The request → Write out the material exactly. Do not include the pictures.

Provided data →
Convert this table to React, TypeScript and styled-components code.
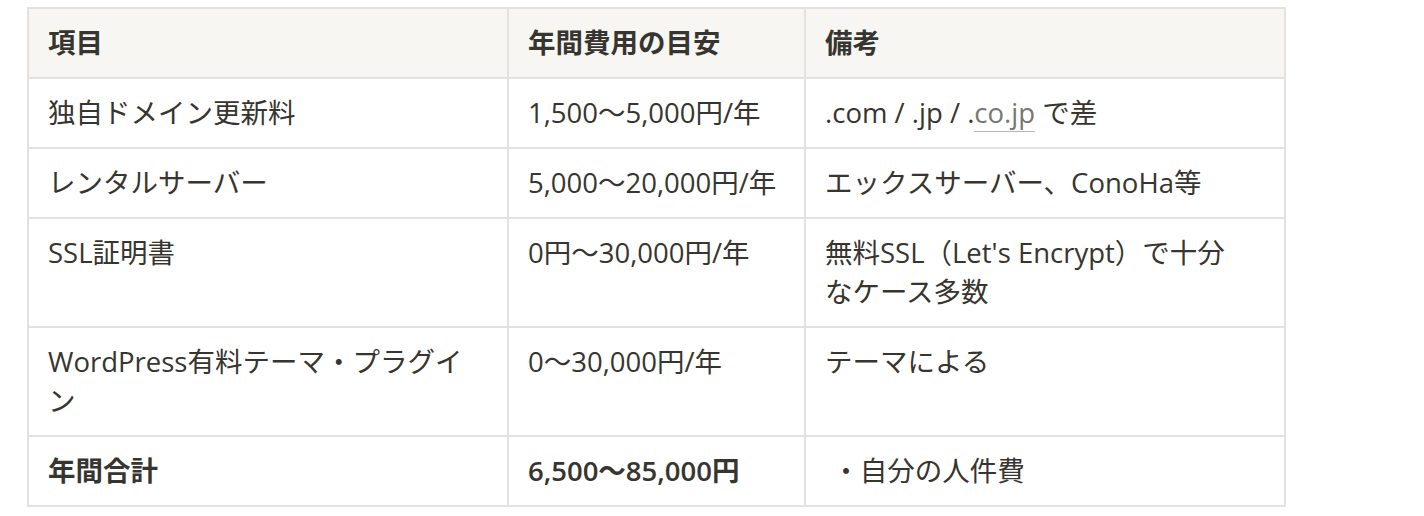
import React from 'react';
import styled, { createGlobalStyle } from 'styled-components';

const GlobalStyle = createGlobalStyle`
  html, body {
    margin: 0;
    padding: 0;
    background: #ffffff;
  }
  body {
    font-family: "Open Sans", "Noto Sans CJK JP", sans-serif;
    color: #37352f;
    -webkit-font-smoothing: antialiased;
  }
`;

const Page = styled.div`
  padding: 7px 0 0 27px;
`;

const Table = styled.table`
  border-collapse: collapse;
  table-layout: fixed;
  width: 1257px;
  font-size: 27.5px;
  line-height: 39px;
`;

const HeaderCell = styled.th`
  background: #f7f6f3;
  border: 2px solid #e3e2e0;
  text-align: left;
  font-weight: 600;
  padding: 14px 24px 15px 19px;
  vertical-align: top;
`;

const Cell = styled.td<{ $bold?: boolean }>`
  border: 2px solid #e3e2e0;
  padding: 14px 24px 15px 19px;
  vertical-align: top;
  font-weight: ${p => (p.$bold ? 600 : 400)};
  word-break: break-all;
`;

// notes column wraps a little earlier than the others
const NoteCell = styled(Cell)`
  padding-right: 36px;
`;

const Link = styled.span`
  color: #787774;
  border-bottom: 1px solid #b8b6b2;
`;

const rows: { item: React.ReactNode; cost: string; note: React.ReactNode }[] = [
  {
    item: '独自ドメイン更新料',
    cost: '1,500〜5,000円/年',
    note: (
      <>
        .com / .jp / .<Link>co.jp</Link> で差
      </>
    ),
  },
  { item: 'レンタルサーバー', cost: '5,000〜20,000円/年', note: 'エックスサーバー、ConoHa等' },
  { item: 'SSL証明書', cost: '0円〜30,000円/年', note: '無料SSL（Let\'s Encrypt）で十分なケース多数' },
  { item: 'WordPress有料テーマ・プラグイン', cost: '0〜30,000円/年', note: 'テーマによる' },
];

const App: React.FC = () => (
  <Page>
    <GlobalStyle />
    <Table>
      <colgroup>
        <col style={{ width: 480 }} />
        <col style={{ width: 297 }} />
        <col style={{ width: 480 }} />
      </colgroup>
      <thead>
        <tr>
          <HeaderCell>項目</HeaderCell>
          <HeaderCell>年間費用の目安</HeaderCell>
          <HeaderCell>備考</HeaderCell>
        </tr>
      </thead>
      <tbody>
        {rows.map((r, i) => (
          <tr key={i}>
            <Cell>{r.item}</Cell>
            <Cell>{r.cost}</Cell>
            <NoteCell>{r.note}</NoteCell>
          </tr>
        ))}
        <tr>
          <Cell $bold>年間合計</Cell>
          <Cell $bold>6,500〜85,000円</Cell>
          <NoteCell>&nbsp;・自分の人件費</NoteCell>
        </tr>
      </tbody>
    </Table>
  </Page>
);

export default App;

Task solution →
Convert this table to React, TypeScript and styled-components code.
import React from 'react';
import styled, { createGlobalStyle } from 'styled-components';

const GlobalStyle = createGlobalStyle`
  html, body {
    margin: 0;
    padding: 0;
    background: #ffffff;
  }
  body {
    font-family: "Open Sans", "Noto Sans CJK JP", sans-serif;
    color: #37352f;
    -webkit-font-smoothing: antialiased;
  }
`;

const Page = styled.div`
  padding: 7px 0 0 27px;
`;

const Table = styled.table`
  border-collapse: collapse;
  table-layout: fixed;
  width: 1257px;
  font-size: 27.5px;
  line-height: 39px;
`;

const HeaderCell = styled.th`
  background: #f7f6f3;
  border: 2px solid #e3e2e0;
  text-align: left;
  font-weight: 600;
  padding: 14px 24px 15px 19px;
  vertical-align: top;
`;

const Cell = styled.td<{ $bold?: boolean }>`
  border: 2px solid #e3e2e0;
  padding: 14px 24px 15px 19px;
  vertical-align: top;
  font-weight: ${p => (p.$bold ? 600 : 400)};
  word-break: break-all;
`;

// notes column wraps a little earlier than the others
const NoteCell = styled(Cell)`
  padding-right: 36px;
`;

const Link = styled.span`
  color: #787774;
  border-bottom: 1px solid #b8b6b2;
`;

const rows: { item: React.ReactNode; cost: string; note: React.ReactNode }[] = [
  {
    item: '独自ドメイン更新料',
    cost: '1,500〜5,000円/年',
    note: (
      <>
        .com / .jp / .<Link>co.jp</Link> で差
      </>
    ),
  },
  { item: 'レンタルサーバー', cost: '5,000〜20,000円/年', note: 'エックスサーバー、ConoHa等' },
  { item: 'SSL証明書', cost: '0円〜30,000円/年', note: '無料SSL（Let\'s Encrypt）で十分なケース多数' },
  { item: 'WordPress有料テーマ・プラグイン', cost: '0〜30,000円/年', note: 'テーマによる' },
];

const App: React.FC = () => (
  <Page>
    <GlobalStyle />
    <Table>
      <colgroup>
        <col style={{ width: 480 }} />
        <col style={{ width: 297 }} />
        <col style={{ width: 480 }} />
      </colgroup>
      <thead>
        <tr>
          <HeaderCell>項目</HeaderCell>
          <HeaderCell>年間費用の目安</HeaderCell>
          <HeaderCell>備考</HeaderCell>
        </tr>
      </thead>
      <tbody>
        {rows.map((r, i) => (
          <tr key={i}>
            <Cell>{r.item}</Cell>
            <Cell>{r.cost}</Cell>
            <NoteCell>{r.note}</NoteCell>
          </tr>
        ))}
        <tr>
          <Cell $bold>年間合計</Cell>
          <Cell $bold>6,500〜85,000円</Cell>
          <NoteCell>&nbsp;・自分の人件費</NoteCell>
        </tr>
      </tbody>
    </Table>
  </Page>
);

export default App;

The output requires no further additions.